Monday, 3 Cheshvan 5775 – October 27, 2014             

              

            We read in Parashat Lekh-Lekha of the military campaign launched by Avraham against the four kingdoms that captured Sedom and its neighboring cities, in an effort to rescue his nephew, Lot, who had been residing in Sedom.  After Avraham’s triumph, the king of Sedom offered Avraham all the spoils of war in exchange for handing over rights to all the people whom he had rescued.  In response, Avraham declared that he would not take any of the property (14:23). 

            Several different explanations have been given for why Avraham refused to accept the property which he rightfully deserved, having rescued it from the hands of the four kings.  One source, the Midrash Aggadah (cited in Torah Sheleima), explains that Avraham acted for the sake of kiddush Hashem – bringing glory to the Almighty:  

Avraham Avinu glorified the Almighty’s Name at that moment – [he refused to take the property] so that the king of Sedom would not think that Avraham waged war against the four kings for the money, as [in truth] he waged war solely to rescue Lot – who was his nephew – and his property. 

The Midrash’s comments bring to mind a famous passage in the Rambam’s Hilkhot Yesodei Ha-Torah (5:11) describing one aspect of the prohibition of chilul Hashem: 

There are also other things included under chilul Hashem, and that is when a person who is accomplished in Torah and renowned for piety commits acts on account of which people spread rumors about him.  Even though they are not transgressions, he has defamed the Name – such as if he made a purchase and did not immediately pay…or he indulges in laughter or eating and drinking with or among ignoramuses, or if his speech with people is discourteous and he does not greet people pleasantly, and is instead a person of strife and anger. 
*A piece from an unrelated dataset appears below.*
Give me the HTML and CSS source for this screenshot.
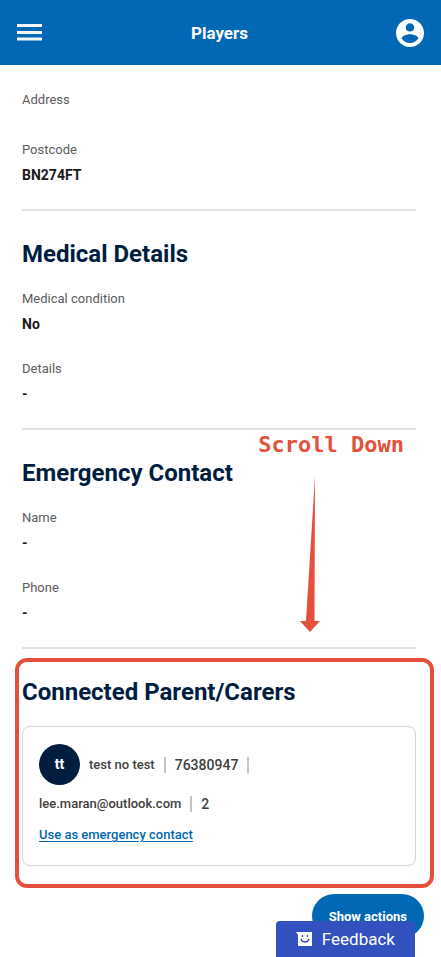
FILE: index.html
```html
<!DOCTYPE html>
<html lang="en">

<head>
    <meta charset="utf-8">
    <meta name="viewport" content="width=device-width, initial-scale=1">
    <title>Players</title>
    <link rel="stylesheet" href="styles.css">
</head>

<body>
    <header class="topbar">
        <button class="icon-btn" aria-label="Menu">
            <svg width="26" height="20" viewBox="0 0 26 20" fill="#f4f8fc">
                <rect x="0" y="1" width="25" height="3" />
                <rect x="0" y="8" width="25" height="3" />
                <rect x="0" y="14.500" width="25" height="3" />
            </svg>
        </button>
        <h1 class="topbar-title">Players</h1>
        <button class="icon-btn" aria-label="Account">
            <svg width="28" height="28" viewBox="2 2 20 20" fill="#fff">
                <path d="M12 2C6.48 2 2 6.48 2 12s4.48 10 10 10 10-4.480 10-10S17.520 2 12 2zm0 3c1.660 0 3 1.340 3 3s-1.340 3-3 3-3-1.340-3-3 1.340-3 3-3zm0 14.200c-2.500 0-4.710-1.280-6-3.220.03-1.990 4-3.080 6-3.080 1.990 0 5.970 1.090 6 3.080-1.290 1.940-3.500 3.220-6 3.220z" />
            </svg>
        </button>
    </header>

    <main class="content">
        <section class="section">
            <dl class="fields">
                <div class="field">
                    <dt>Address</dt>
                </div>
                <div class="field">
                    <dt>Postcode</dt>
                    <dd>BN274FT</dd>
                </div>
            </dl>
        </section>

        <section class="section">
            <h2>Medical Details</h2>
            <dl class="fields">
                <div class="field">
                    <dt>Medical condition</dt>
                    <dd>No</dd>
                </div>
                <div class="field">
                    <dt>Details</dt>
                    <dd>-</dd>
                </div>
            </dl>
        </section>

        <section class="section">
            <h2>Emergency Contact</h2>
            <dl class="fields">
                <div class="field">
                    <dt>Name</dt>
                    <dd>-</dd>
                </div>
                <div class="field">
                    <dt>Phone</dt>
                    <dd>-</dd>
                </div>
            </dl>
            <div class="callout">
                <span>Scroll Down</span>
                <svg width="20" height="156" viewBox="0 0 20 156" fill="#e4503c">
                    <path d="M15 0L14.500 145H20L10 156L0 145H6Z" />
                </svg>
            </div>
        </section>

        <section class="section">
            <h2>Connected Parent/Carers</h2>
            <div class="card">
                <div class="card-row">
                    <span class="avatar">tt</span>
                    <span>test no test</span>
                    <span class="divider"></span>
                    <span class="number">76380947</span>
                    <span class="divider"></span>
                </div>
                <div class="card-row">
                    <span>lee.maran@outlook.com</span>
                    <span class="divider"></span>
                    <span class="number">2</span>
                </div>
                <a class="link" href="#">Use as emergency contact</a>
            </div>
            <div class="highlight"></div>
        </section>
    </main>

    <button class="actions-btn">Show actions</button>
    <button class="feedback-btn">
        <svg width="16" height="16" viewBox="0 0 16 16">
            <path d="M0 1H16V15H2V4Z" fill="#fff" />
            <path d="M6.500 4v2M11.500 4v2M5 8c1 4 7 4 8 0" fill="none" stroke="#3350bf" stroke-width="1.300" />
        </svg>
        Feedback
    </button>
</body>

</html>
```

FILE: styles.css
```css
* {
    box-sizing: border-box;
}

body {
    margin: 0;
    background: #fff;
    color: #1a1a1a;
    font-family: Roboto, "Liberation Sans", sans-serif;
    font-size: 13px;
}

button {
    font-family: inherit;
    border: none;
    cursor: pointer;
}

.topbar {
    display: flex;
    align-items: center;
    justify-content: space-between;
    height: 65px;
    padding: 0 17px;
    background: #0068b4;
    color: #fff;
}

.topbar-title {
    margin: 0;
    font-size: 17px;
    font-weight: bold;
}

.icon-btn {
    display: flex;
    padding: 0;
    background: none;
}

.content {
    padding: 0 25px 24px 22px;
}

.section {
    position: relative;
    padding: 27px 0 24px;
    border-bottom: 2px solid #e2e2e2;
}

.section:first-child {
    padding-top: 24px;
}

.section:last-child {
    padding-bottom: 0;
    border-bottom: none;
}

h2 {
    margin: 0 0 18px;
    color: #011e41;
    font-size: 24px;
    line-height: 32px;
}

.fields {
    display: flex;
    flex-direction: column;
    gap: 24px;
    margin: 0;
}

.field dt {
    margin-bottom: 4px;
    color: #5c5c5c;
    line-height: 22px;
}

.field dd {
    margin: 0;
    font-size: 14px;
    font-weight: bold;
    line-height: 20px;
}

.card {
    padding: 17px 16px 18px;
    border: 1px solid #d4d4d4;
    border-radius: 8px;
    color: #404040;
    font-weight: 500;
}

.card-row {
    display: flex;
    align-items: center;
    gap: 9px;
    margin-bottom: 7px;
    line-height: 24px;
}

.avatar {
    width: 41px;
    height: 41px;
    border-radius: 50%;
    background: #011e41;
    color: #fff;
    font-size: 14px;
    font-weight: bold;
    line-height: 41px;
    text-align: center;
}

.number {
    font-size: 14px;
}

.divider {
    width: 2px;
    height: 16px;
    background: #c4c4c4;
}

.link {
    color: #0068b4;
    line-height: 24px;
    text-underline-offset: 2px;
}

/* annotations over the page */
.callout {
    position: absolute;
    top: 0;
    right: 12px;
    display: flex;
    flex-direction: column;
    align-items: center;
    gap: 16px;
    color: #e4503c;
    font-family: "DejaVu Sans Mono", monospace;
    font-size: 22px;
    font-weight: bold;
    line-height: 30px;
}

.callout svg {
    margin-right: 42px;
}

.highlight {
    position: absolute;
    inset: 9px -18px -22px -7px;
    border: 4px solid #e4503c;
    border-radius: 12px;
    pointer-events: none;
}

.actions-btn {
    position: fixed;
    right: 17px;
    bottom: 19px;
    height: 44px;
    padding: 0 17px;
    border-radius: 22px;
    background: #0068b4;
    color: #fff;
    font-size: 13px;
    font-weight: bold;
}

.feedback-btn {
    position: fixed;
    right: 26px;
    bottom: 0;
    display: flex;
    align-items: center;
    gap: 10px;
    height: 36px;
    padding: 0 20px;
    border-radius: 4px 4px 0 0;
    background: #3350bf;
    color: #fff;
    font-size: 17px;
}
```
Even an inherently innocent, permissible act such as buying on credit can constitute an act of chilul Hashem.  The obligation to glorify God’s Name requires us to occasionally forego on what is rightfully ours in order to avoid suspicion or a wrong impression.  Avraham was well within his right to significantly increase his fortunes by keeping the rescued property of Sedom for himself.  But he perceptively foresaw the kinds of rumors that would spread if he did, and so he declined.  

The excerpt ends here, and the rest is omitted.